Sunday, 14 February 2016

Alphabetical Discovery - Week B, Day Two: Boris

Japanese band Boris have tried their hand at most genres and this eclecticism has not, at all, made them jack's of all trades and master's of none; Boris are masterful. Due to their diverse sound from record to record (sometimes song to song) - J-pop to drone to stoner to grindcore to psychedelia and so on - they draw a diverse fan-base, but those albums that lean closer to the metal side of things are, on the whole, extremely impressive.

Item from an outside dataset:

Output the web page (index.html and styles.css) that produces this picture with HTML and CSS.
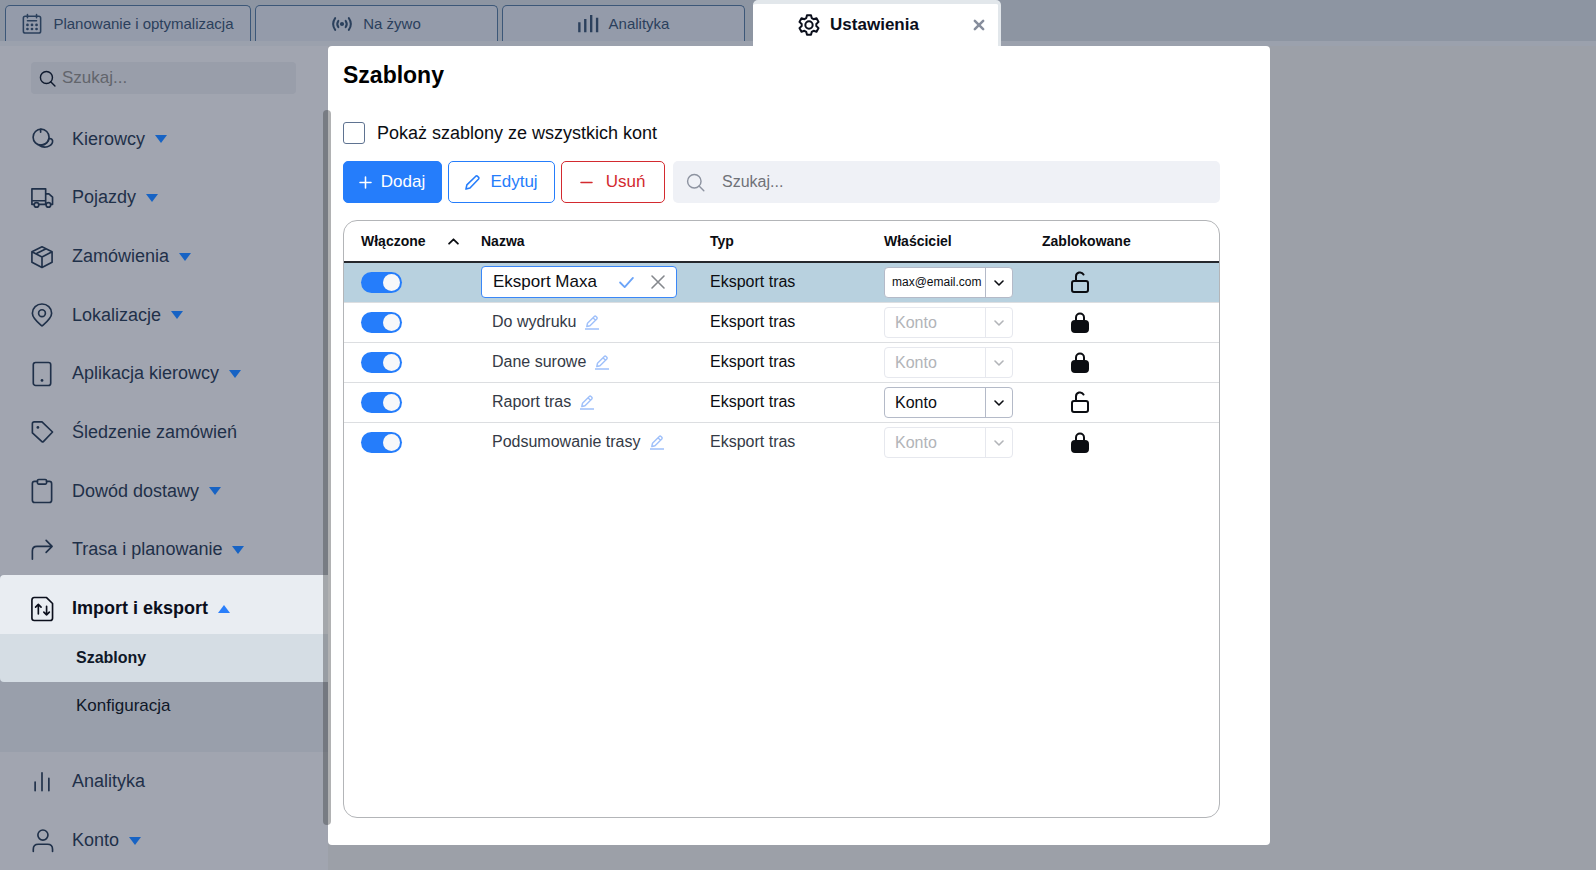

Boris have released a lot of music, sometimes something once or even twice a year, and  consistency and proficiency of their mesh of styles is astonishing. Their first three albums - Absolutego (1996), Amplifier Worship (1998) and Flood (2000) - are vast and engrossing in scope and build-up; Boris know how to arrange albums, how to intensify and heighten certain moments with build-ups and progressions. Absolutego is a crushing mass of dense drone and incessant pounding. The succeeding Amplifier Worship is essentially drone-sludge but stirred among the dragging riffs are swift moments of change: stoner-esque pace, bluesy-grooves, psychedelic wobbles and trance-like drumming; the songs need to be listened to in their context to experience the full impact: 'Hama', the third song, begins 25 minutes into the album and is the first moment of any speed or release; it well and truly explodes as the valve is blown off and the release of pressure is huge: speedy drumming, riffs and stoner-esque vocals in Japanese contrast powerfully with the preceding steadiness. There are incredible rises and falls, shifts from slow to fast, loud to quiet and vice versa throughout Boris's music. It's something they do better than most. 

The name Boris was taken from the Melvin's song 'Boris' and in early Boris their influence is most noticeable. Like Melvin's they've dabbled in most things; their most conventional, riff-based music is some of the most energetic and powerful. My personal favourite Akuma No Uta (2003) - the front cover of Takeshi Ohtani holding his trademark guitar mimics British singer-songwriter Nick Drake's Bryter Layer album - is a sprawling and engrossing epic of an album that is structured to perfection: the atmospheric nine-minute instrumental opener - vibrating and crackling with droney anticipation - ciphers into the second track 'Ibistsu' - a frantic, groovy romp of whistling guitars and gruff intensity; 'Ibistu' leads in to the similarly energetic and catchy 'Free' before fading in to 'Naki Kyoku (Crying Song)' that I believe to be the centerpiece of the album - a melancholy guitar led track that slowly moves from its bittersweet opening into an out-pouring of psychedelic steadiness, gradually picking up pace and intensity before bursting into life; the album finishes with 'Akuma No Uta', a fragmented dual of guitar sounds and thumping drumming that spirals and thrashes to close. 

Their 2014 release Noise is a dark and vast album that recalls the expansive sounds of their earlier work with the playfulness of of their mid to present career. I've only talked of a few albums that I've given the most time to, but there are so many others that I've neglected to speak of due to time (and effort): Pink, Heavy Rocks, Vein (Drone) and Vein (Hardcore), Feedbacker, and Flood are all quality albums that I just haven't explored as thoroughly as I would have liked to, and if you like J-pop check out Attention Please.